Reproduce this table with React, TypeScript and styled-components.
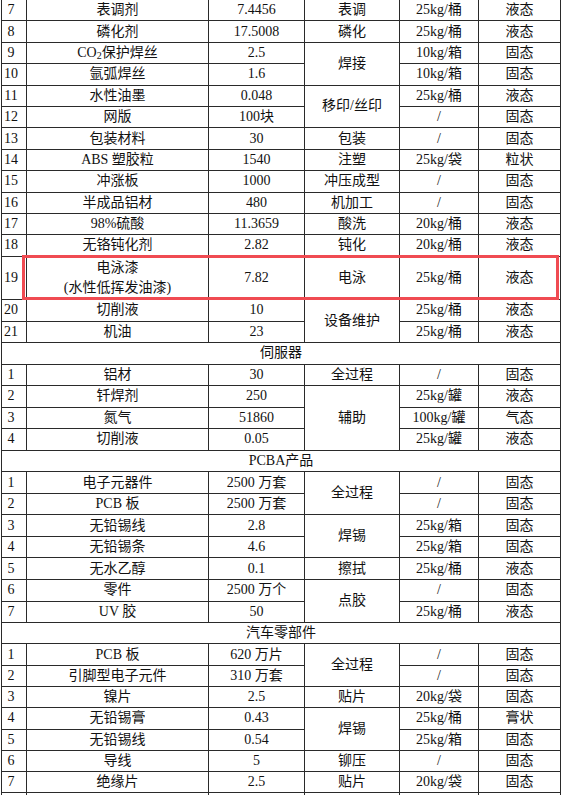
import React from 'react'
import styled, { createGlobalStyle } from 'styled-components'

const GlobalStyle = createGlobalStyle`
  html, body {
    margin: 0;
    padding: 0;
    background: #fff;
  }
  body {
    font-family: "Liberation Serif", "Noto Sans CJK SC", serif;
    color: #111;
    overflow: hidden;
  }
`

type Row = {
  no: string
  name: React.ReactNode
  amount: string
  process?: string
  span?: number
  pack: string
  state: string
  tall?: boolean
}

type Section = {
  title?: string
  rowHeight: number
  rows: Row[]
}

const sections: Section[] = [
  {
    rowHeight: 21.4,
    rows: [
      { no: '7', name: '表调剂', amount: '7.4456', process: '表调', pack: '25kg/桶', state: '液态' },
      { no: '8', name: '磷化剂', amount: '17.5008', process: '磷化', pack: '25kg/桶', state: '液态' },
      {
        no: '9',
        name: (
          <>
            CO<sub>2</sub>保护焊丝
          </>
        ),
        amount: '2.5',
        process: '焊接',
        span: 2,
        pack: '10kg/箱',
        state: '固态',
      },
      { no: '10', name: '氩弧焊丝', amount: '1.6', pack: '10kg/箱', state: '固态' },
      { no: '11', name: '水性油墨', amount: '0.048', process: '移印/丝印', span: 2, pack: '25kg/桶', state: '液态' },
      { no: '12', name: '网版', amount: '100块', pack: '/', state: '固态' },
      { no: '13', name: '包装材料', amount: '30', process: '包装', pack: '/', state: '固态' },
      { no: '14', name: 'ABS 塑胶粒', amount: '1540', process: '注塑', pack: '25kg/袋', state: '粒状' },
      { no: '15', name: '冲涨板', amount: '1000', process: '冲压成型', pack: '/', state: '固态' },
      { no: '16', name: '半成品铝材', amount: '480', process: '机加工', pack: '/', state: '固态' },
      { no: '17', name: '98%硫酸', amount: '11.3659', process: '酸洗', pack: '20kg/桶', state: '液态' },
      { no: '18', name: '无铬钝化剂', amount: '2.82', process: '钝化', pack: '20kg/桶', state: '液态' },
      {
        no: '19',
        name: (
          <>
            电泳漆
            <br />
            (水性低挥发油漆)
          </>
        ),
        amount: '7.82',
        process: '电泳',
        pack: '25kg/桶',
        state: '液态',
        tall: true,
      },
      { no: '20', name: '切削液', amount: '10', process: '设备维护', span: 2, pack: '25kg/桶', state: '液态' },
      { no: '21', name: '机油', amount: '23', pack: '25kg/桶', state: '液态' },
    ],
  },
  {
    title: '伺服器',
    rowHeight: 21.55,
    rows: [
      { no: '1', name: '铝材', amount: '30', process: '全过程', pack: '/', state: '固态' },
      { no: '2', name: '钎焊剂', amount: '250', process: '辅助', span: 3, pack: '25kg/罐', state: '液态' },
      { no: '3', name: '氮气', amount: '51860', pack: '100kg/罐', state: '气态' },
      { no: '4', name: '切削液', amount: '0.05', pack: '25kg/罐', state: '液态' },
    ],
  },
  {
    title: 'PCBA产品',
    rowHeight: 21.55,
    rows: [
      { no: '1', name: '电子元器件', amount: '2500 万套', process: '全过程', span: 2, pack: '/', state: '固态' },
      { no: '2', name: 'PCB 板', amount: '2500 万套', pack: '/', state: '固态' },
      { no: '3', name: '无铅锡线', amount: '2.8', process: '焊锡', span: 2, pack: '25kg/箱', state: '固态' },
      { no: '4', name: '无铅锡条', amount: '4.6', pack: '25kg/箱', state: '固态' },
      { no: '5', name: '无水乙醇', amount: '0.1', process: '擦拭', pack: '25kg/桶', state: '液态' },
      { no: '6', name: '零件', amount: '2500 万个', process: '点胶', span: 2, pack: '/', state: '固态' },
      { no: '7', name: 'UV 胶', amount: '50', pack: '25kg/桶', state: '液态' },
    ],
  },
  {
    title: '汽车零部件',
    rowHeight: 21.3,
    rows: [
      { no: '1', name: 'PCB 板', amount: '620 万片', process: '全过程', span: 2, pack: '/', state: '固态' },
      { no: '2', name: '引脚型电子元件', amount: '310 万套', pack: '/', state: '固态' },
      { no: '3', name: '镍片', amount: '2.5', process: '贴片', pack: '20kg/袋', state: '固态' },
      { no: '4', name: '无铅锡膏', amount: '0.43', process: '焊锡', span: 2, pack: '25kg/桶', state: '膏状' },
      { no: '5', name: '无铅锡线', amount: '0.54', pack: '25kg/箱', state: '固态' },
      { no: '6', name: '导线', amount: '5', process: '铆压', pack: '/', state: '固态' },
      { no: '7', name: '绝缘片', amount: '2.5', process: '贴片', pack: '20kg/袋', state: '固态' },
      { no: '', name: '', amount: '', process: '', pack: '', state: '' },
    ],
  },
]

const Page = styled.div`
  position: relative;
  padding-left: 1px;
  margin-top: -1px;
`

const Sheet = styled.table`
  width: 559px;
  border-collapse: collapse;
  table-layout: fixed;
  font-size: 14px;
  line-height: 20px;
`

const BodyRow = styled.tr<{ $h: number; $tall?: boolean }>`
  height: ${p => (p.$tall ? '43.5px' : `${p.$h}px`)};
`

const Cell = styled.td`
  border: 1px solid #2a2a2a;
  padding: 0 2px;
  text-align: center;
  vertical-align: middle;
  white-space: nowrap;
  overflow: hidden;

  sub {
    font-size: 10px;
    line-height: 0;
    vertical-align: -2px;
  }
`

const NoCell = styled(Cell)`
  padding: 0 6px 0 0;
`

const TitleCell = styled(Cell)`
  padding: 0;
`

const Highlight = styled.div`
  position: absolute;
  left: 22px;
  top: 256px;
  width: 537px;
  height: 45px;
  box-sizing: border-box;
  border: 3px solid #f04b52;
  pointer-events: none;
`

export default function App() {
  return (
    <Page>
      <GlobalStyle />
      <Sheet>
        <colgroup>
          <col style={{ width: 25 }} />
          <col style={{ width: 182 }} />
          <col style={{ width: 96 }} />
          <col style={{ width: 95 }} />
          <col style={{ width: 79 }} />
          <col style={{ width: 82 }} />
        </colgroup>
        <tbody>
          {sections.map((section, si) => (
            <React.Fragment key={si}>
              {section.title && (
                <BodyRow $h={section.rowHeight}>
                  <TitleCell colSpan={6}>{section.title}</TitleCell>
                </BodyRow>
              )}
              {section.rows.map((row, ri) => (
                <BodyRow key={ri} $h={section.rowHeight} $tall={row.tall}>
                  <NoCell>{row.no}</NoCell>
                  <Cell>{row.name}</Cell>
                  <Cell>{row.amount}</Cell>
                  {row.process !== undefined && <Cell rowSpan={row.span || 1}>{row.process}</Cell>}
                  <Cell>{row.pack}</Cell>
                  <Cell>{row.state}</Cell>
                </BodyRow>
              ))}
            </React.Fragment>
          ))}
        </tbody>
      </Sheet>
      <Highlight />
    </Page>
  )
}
──────────────────────────────
GIVEN INSTRUCTION: Using the listing above, list every line in which the string "styled" occurs.

ANSWER FOR THIS EXERCISE:
Reproduce this table with React, TypeScript and styled-components.
import styled, { createGlobalStyle } from 'styled-components'
const Page = styled.div`
const Sheet = styled.table`
const BodyRow = styled.tr<{ $h: number; $tall?: boolean }>`
const Cell = styled.td`
const NoCell = styled(Cell)`
const TitleCell = styled(Cell)`
const Highlight = styled.div`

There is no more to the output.